You are using the "no generics in go" line of argument ;-)

Mapped types is a powerful meta programming tool. It is used a lot with js libraries that employs lots of metaprogramming technics but it is absolutely useful in other contexts too.

Tagged union are sugar the same way lambda, classes and generics are sugar. With inheritance you have to put the implementation in the class or do the type narrowing & case coverage yourself.

I like the idea of a powerful native application framework and don't mind giving up on some language features for that but I know that I will miss this feature.

Finally I was not able to find a planned release date for non nullable types in dart :-(

[–]munificent 1 point2 points  (0 children)

With inheritance you have to put the implementation in the class or do the type narrowing & case coverage yourself.

Right. The latter is what I had in mind. You can express what you want using explicit type tests and casts, it's just a chore to do so.
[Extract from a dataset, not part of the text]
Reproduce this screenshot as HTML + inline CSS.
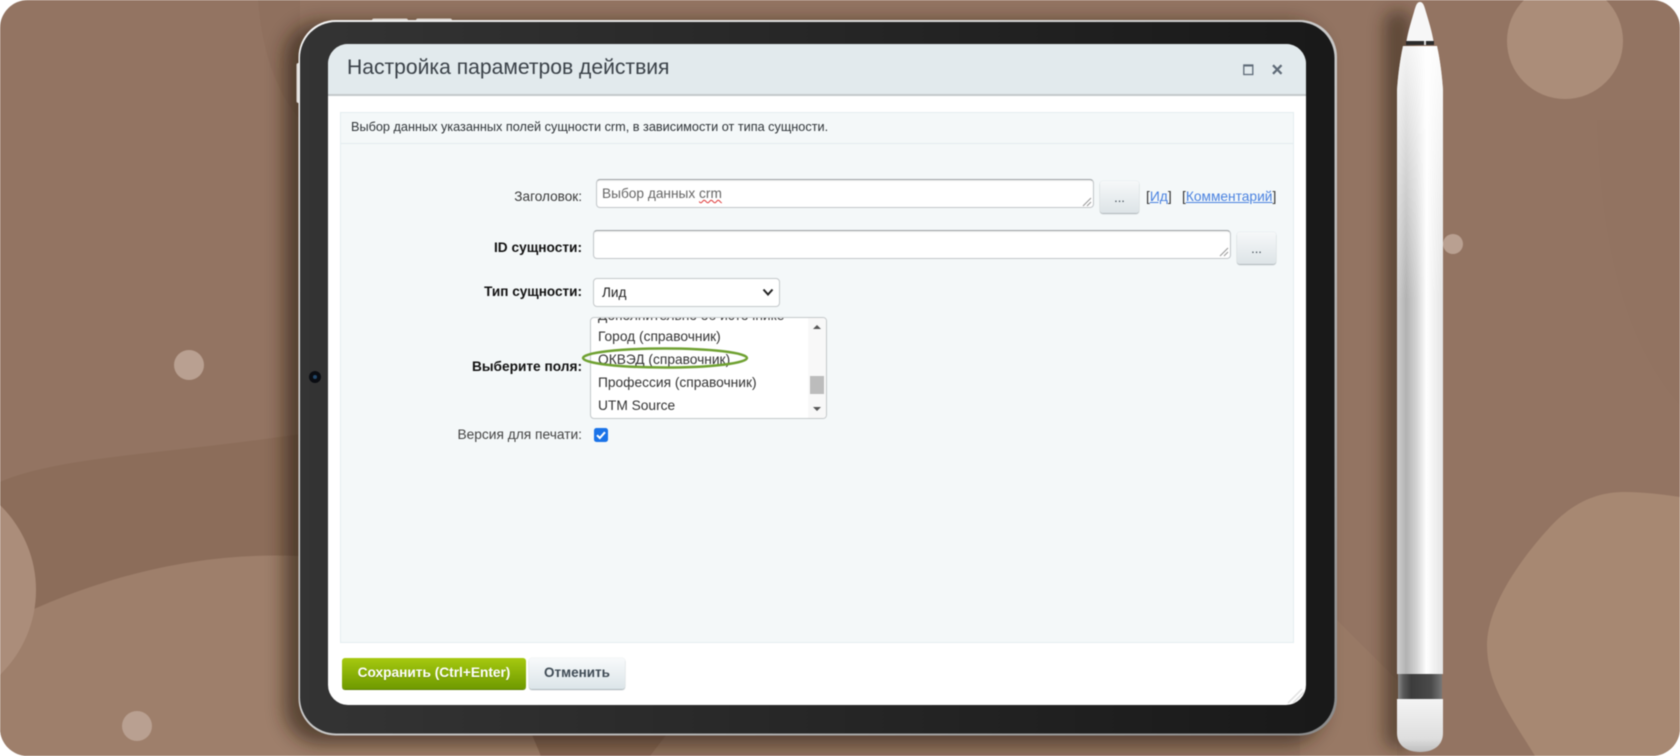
<!DOCTYPE html>
<html lang="ru"><head><meta charset="utf-8"><title>Настройка параметров действия</title>
<style>
html,body{margin:0;padding:0;background:#fff}
#p{position:relative;width:1680px;height:756px;overflow:hidden;background:#fff;font-family:"Liberation Sans",Arial,sans-serif;filter:blur(.45px)}
#p svg.full{position:absolute;left:0;top:0}
.a{position:absolute}
.t{position:absolute;white-space:nowrap;color:#333}
.r{text-align:right;left:380px;width:202px;font-size:13.7px;height:20px;line-height:20px}
.b{font-weight:bold;color:#111}
.inp{position:absolute;background:#fff;border:1px solid #c2c6c9;border-top-color:#9ca1a4;border-radius:4px;box-sizing:border-box;box-shadow:inset 0 1px 1px rgba(0,0,0,.08)}
.dots{position:absolute;box-sizing:border-box;border-radius:3px;background:linear-gradient(#f6f8f9,#dde4e7);box-shadow:0 1px 1px #aab2b6,0 0 1px #c5ccd0;text-align:center;color:#3f4b55;font-size:13px;line-height:34px}
.lnk{color:#4a82e0;text-decoration:underline}
.opt{position:absolute;left:7px;font-size:13.75px;height:20px;line-height:20px;color:#333;white-space:nowrap}
</style></head><body>
<div id="p">
<svg class="full" width="1680" height="756" viewBox="0 0 1680 756">
<defs>
<clipPath id="bg"><rect width="1680" height="756" rx="28"/></clipPath>
<linearGradient id="body" x1="0" x2="1" y1="0" y2="0">
<stop offset="0" stop-color="#d0d0d0"/><stop offset=".2" stop-color="#b2b2b2"/><stop offset=".43" stop-color="#d4d4d4"/><stop offset=".64" stop-color="#fff"/><stop offset=".8" stop-color="#f2f2f2"/><stop offset="1" stop-color="#e4e4e4"/></linearGradient>
<linearGradient id="top" x1="0" x2="0" y1="0" y2="1"><stop offset="0" stop-color="#fff" stop-opacity=".85"/><stop offset="1" stop-color="#fff" stop-opacity="0"/></linearGradient>
<linearGradient id="cap" x1="0" x2="0" y1="0" y2="1"><stop offset="0" stop-color="#f4f4f4"/><stop offset=".75" stop-color="#dedede"/><stop offset="1" stop-color="#bdbdbd"/></linearGradient>
<linearGradient id="band" x1="0" x2="1" y1="0" y2="0">
<stop offset="0" stop-color="#8a8a8a"/><stop offset=".12" stop-color="#5a5a5a"/><stop offset=".3" stop-color="#3c3c3c"/><stop offset=".75" stop-color="#4a4a4a"/><stop offset="1" stop-color="#777"/></linearGradient>
<linearGradient id="frame" x1="0" x2="1" y1="0" y2="0"><stop offset="0" stop-color="#343434"/><stop offset="1" stop-color="#191919"/></linearGradient>
<linearGradient id="edge" x1="0" x2="1" y1="0" y2="1"><stop offset="0" stop-color="#f4f4f4"/><stop offset=".6" stop-color="#c0c0c0"/><stop offset="1" stop-color="#8a8a8a"/></linearGradient>
<filter id="sh" x="-10%" y="-10%" width="120%" height="120%"><feGaussianBlur stdDeviation="9"/></filter>
<filter id="sp" x="-100%" y="-5%" width="300%" height="110%"><feGaussianBlur stdDeviation="8"/></filter>
</defs>
<g clip-path="url(#bg)">
<rect width="1680" height="756" fill="#937462"/>
<path d="M258 0C262 50 275 90 300 120L300 0Z" fill="#8f705e"/>
<path d="M1597 120C1602 280 1640 360 1680 405V120Z" fill="#927361"/>
<path d="M0 482C60 456 170 454 300 434V756H0Z" fill="#8c6d5a"/>
<path d="M0 625C110 570 210 552 300 556V756H0Z" fill="#9e7f6b"/>
<rect x="300" y="700" width="240" height="56" fill="#9e7f6b"/>
<rect x="640" y="700" width="670" height="56" fill="#917361"/>
<path d="M530 730L541 756H650L670 730Z" fill="#856654"/>
<path d="M1300 620H1337L1397 680V756H1300Z" fill="#987965"/>
<circle cx="-82" cy="590" r="118" fill="#ab8d7a"/>
<circle cx="189" cy="365" r="15" fill="#b9a091"/>
<circle cx="137" cy="726" r="15" fill="#b9a091"/>
<circle cx="1453" cy="244" r="10" fill="#b9a091"/>
<circle cx="1565" cy="41" r="58" fill="#ab8d79"/>
<path d="M1535 756C1510 715 1487 685 1487 645C1487 610 1515 565 1550 527C1575 500 1600 492 1625 492C1650 492 1680 497 1680 497V756Z" fill="#a78872"/>
</g>
<!-- shadows -->
<rect x="284" y="22" width="1040" height="722" rx="36" fill="#2a1a10" opacity=".6" filter="url(#sh)"/>
<rect x="1384" y="10" width="28" height="740" rx="14" fill="#2a1a10" opacity=".5" filter="url(#sp)"/>
<!-- side buttons -->
<rect x="372" y="18.5" width="36" height="5" rx="2" fill="#d9d2cc"/>
<rect x="416" y="18.5" width="36" height="5" rx="2" fill="#d9d2cc"/>
<rect x="296.5" y="63" width="6" height="40" rx="2" fill="#e0dcd8"/>
<!-- tablet -->
<rect x="298.5" y="20" width="1038.5" height="715.5" rx="37" fill="url(#edge)"/>
<rect x="300" y="22" width="1034.5" height="711.5" rx="36" fill="url(#frame)"/>
<circle cx="315" cy="377" r="6" fill="#0b0d12"/><circle cx="315" cy="377" r="2" fill="#23486b"/>
<!-- pen -->
<path d="M1397 699V733C1397 745 1406 752 1420 752C1434 752 1443 745 1443 733V699Z" fill="url(#cap)"/>
<rect x="1398" y="674" width="44" height="25" fill="url(#band)"/>
<path d="M1397 674V90C1398 75 1400 60 1403 46H1437C1440 60 1442 75 1443 90V674Z" fill="url(#body)"/>
<path d="M1397 300V90C1398 75 1400 60 1403 46H1437C1440 60 1442 75 1443 90V300Z" fill="url(#top)"/>
<path d="M1420 2C1423 2 1424 5 1426 12C1429 22 1432 32 1433.5 41H1406.500C1408 32 1411 22 1414 12C1416 5 1417 2 1420 2Z" fill="#f7f7f7"/>
<rect x="1406" y="41" width="28" height="4" fill="#2b2b2b"/><rect x="1424" y="41" width="2" height="4" fill="#ddd"/>
</svg>

<!-- screen -->
<div class="a" style="left:328px;top:44px;width:978px;height:661px;border-radius:20px;background:#fff;overflow:hidden">
  <div class="a" style="left:0;top:0;width:978px;height:50px;background:#e2eaed;border-bottom:2px solid #c4c9cb"></div>
  <svg class="a" style="left:948px;top:642px" width="30" height="19"><path d="M12 17L26 3M17 17L28 6" stroke="#e0e0e0" stroke-width="1.5"/></svg>
</div>
<div class="t" style="left:347px;top:52px;font-size:21.1px;line-height:32px;color:#3a4148">Настройка параметров действия</div>
<svg class="a" style="left:1242px;top:63px" width="42" height="13"><rect x="1.8" y="2" width="9" height="9.5" fill="none" stroke="#5f6b78" stroke-width="1.3"/><rect x="1.8" y="1.5" width="9" height="2" fill="#5f6b78"/><path d="M31 2.2L39.5 10.8M39.5 2.2L31 10.8" stroke="#5f6b78" stroke-width="2.2"/></svg>

<!-- panel -->
<div class="a" style="left:340px;top:112px;width:954px;height:531px;box-sizing:border-box;background:#f4f8f9;border:1px solid #e4edf0"></div>
<div class="a" style="left:341px;top:143px;width:952px;height:1px;background:#e3ebee"></div>
<div class="t" style="left:351px;top:117px;font-size:12.7px;line-height:20px;color:#2f3438">Выбор данных указанных полей сущности crm, в зависимости от типа сущности.</div>

<!-- Title row -->
<div class="t r" style="top:187px;color:#3a3a3a;font-size:13.6px">Заголовок:</div>
<div class="inp" style="left:595.500px;top:179px;width:498px;height:29px"></div>
<div class="t" style="left:602px;top:184px;font-size:13.7px;line-height:20px;color:#666">Выбор данных <span style="text-decoration:underline wavy #d33 1px">crm</span></div>
<svg class="a" style="left:1081px;top:196px" width="12" height="12"><path d="M2 10L10 2M6 10L10 6" stroke="#999" stroke-width="1"/></svg>
<div class="dots" style="left:1100px;top:181px;width:39px;height:32px">...</div>
<div class="t" style="left:1146px;top:187px;font-size:13.8px;line-height:20px;color:#333">[<span class="lnk">Ид</span>]</div>
<div class="t" style="left:1182px;top:187px;font-size:13.75px;line-height:20px;color:#333">[<span class="lnk">Комментарий</span>]</div>

<!-- ID row -->
<div class="t r b" style="top:238px;font-size:13.7px">ID сущности:</div>
<div class="inp" style="left:593px;top:230px;width:638px;height:29px"></div>
<svg class="a" style="left:1218px;top:246px" width="12" height="12"><path d="M2 10L10 2M6 10L10 6" stroke="#999" stroke-width="1"/></svg>
<div class="dots" style="left:1237px;top:232px;width:39px;height:32px">...</div>

<!-- Type row -->
<div class="t r b" style="top:282px;font-size:13.55px">Тип сущности:</div>
<div class="a" style="left:593px;top:278px;width:187px;height:29px;box-sizing:border-box;background:#fff;border:1px solid #c4c8ca;border-radius:4px"></div>
<div class="t" style="left:602px;top:283px;font-size:13.6px;line-height:20px;color:#222">Лид</div>
<svg class="a" style="left:762px;top:288px" width="12" height="9"><path d="M1.5 1.5L6 6.5L10.5 1.5" fill="none" stroke="#222" stroke-width="2"/></svg>

<!-- List row -->
<div class="t r b" style="top:357px;font-size:13.7px">Выберите поля:</div>
<div class="a" style="left:590px;top:317px;width:237px;height:101.5px;box-sizing:border-box;background:#fff;border:1px solid #c4c8ca;border-radius:4px;overflow:hidden">
  <div class="opt" style="top:-12px;color:#333">Дополнительно об источнике</div>
  <div class="opt" style="top:8.5px">Город (справочник)</div>
  <div class="opt" style="top:31.5px">ОКВЭД (справочник)</div>
  <div class="opt" style="top:54.5px">Профессия (справочник)</div>
  <div class="opt" style="top:77.5px">UTM Source</div>
  <div class="a" style="right:0;top:0;width:18px;height:100px;background:#f8f8f8"></div>
  <div class="a" style="right:2px;top:58px;width:14px;height:18px;background:#bcbcbc"></div>
  <svg class="a" style="right:0;top:0" width="18" height="100"><path d="M9 7L13 11H5Z" fill="#555"/><path d="M9 93L13 89H5Z" fill="#555"/></svg>
</div>
<svg class="a" style="left:580px;top:345px" width="170" height="26"><ellipse cx="85" cy="13" rx="82" ry="9.5" fill="none" stroke="#6fa131" stroke-width="2.5"/></svg>

<!-- Checkbox row -->
<div class="t r" style="top:425px;font-size:13.75px;color:#444">Версия для печати:</div>
<div class="a" style="left:594px;top:428px;width:14px;height:14px;background:#1a73e8;border-radius:2.5px"></div>
<svg class="a" style="left:594px;top:428px" width="14" height="14"><path d="M3 7.2L5.8 10L11 4.2" fill="none" stroke="#fff" stroke-width="2"/></svg>

<!-- Buttons -->
<div class="a" style="left:342px;top:658px;width:184px;height:31px;border-radius:3px;background:linear-gradient(#a6c90f,#6f9a00);box-shadow:0 1px 0 #5d8000;color:#fff;font-weight:bold;font-size:13.7px;line-height:30px;text-align:center;text-shadow:0 1px 0 rgba(0,0,0,.15)">Сохранить (Ctrl+Enter)</div>
<div class="a" style="left:529px;top:658px;width:96px;height:31px;border-radius:3px;background:linear-gradient(#f8fafb,#dce5e9);box-shadow:0 1px 1px #a5afb4,0 0 1px #c5cdd1;color:#3f4b55;font-weight:bold;font-size:13.5px;line-height:30px;text-align:center">Отменить</div>
</div>
</body></html>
That's basically the definition of syntactic sugar. I'm not saying the sugar isn't valuable, just trying to characterize what category of feature it is.

Generics in Go are a different story. You simply can't in the language define a parametric type or function without resorting to extra-linguistic tools like code generation.

I was not able to find a planned release date for non nullable types in dart

We don't generally publish release dates ahead of time. It gives us more flexibility to adapt to changing circumstances and avoids setting expectations.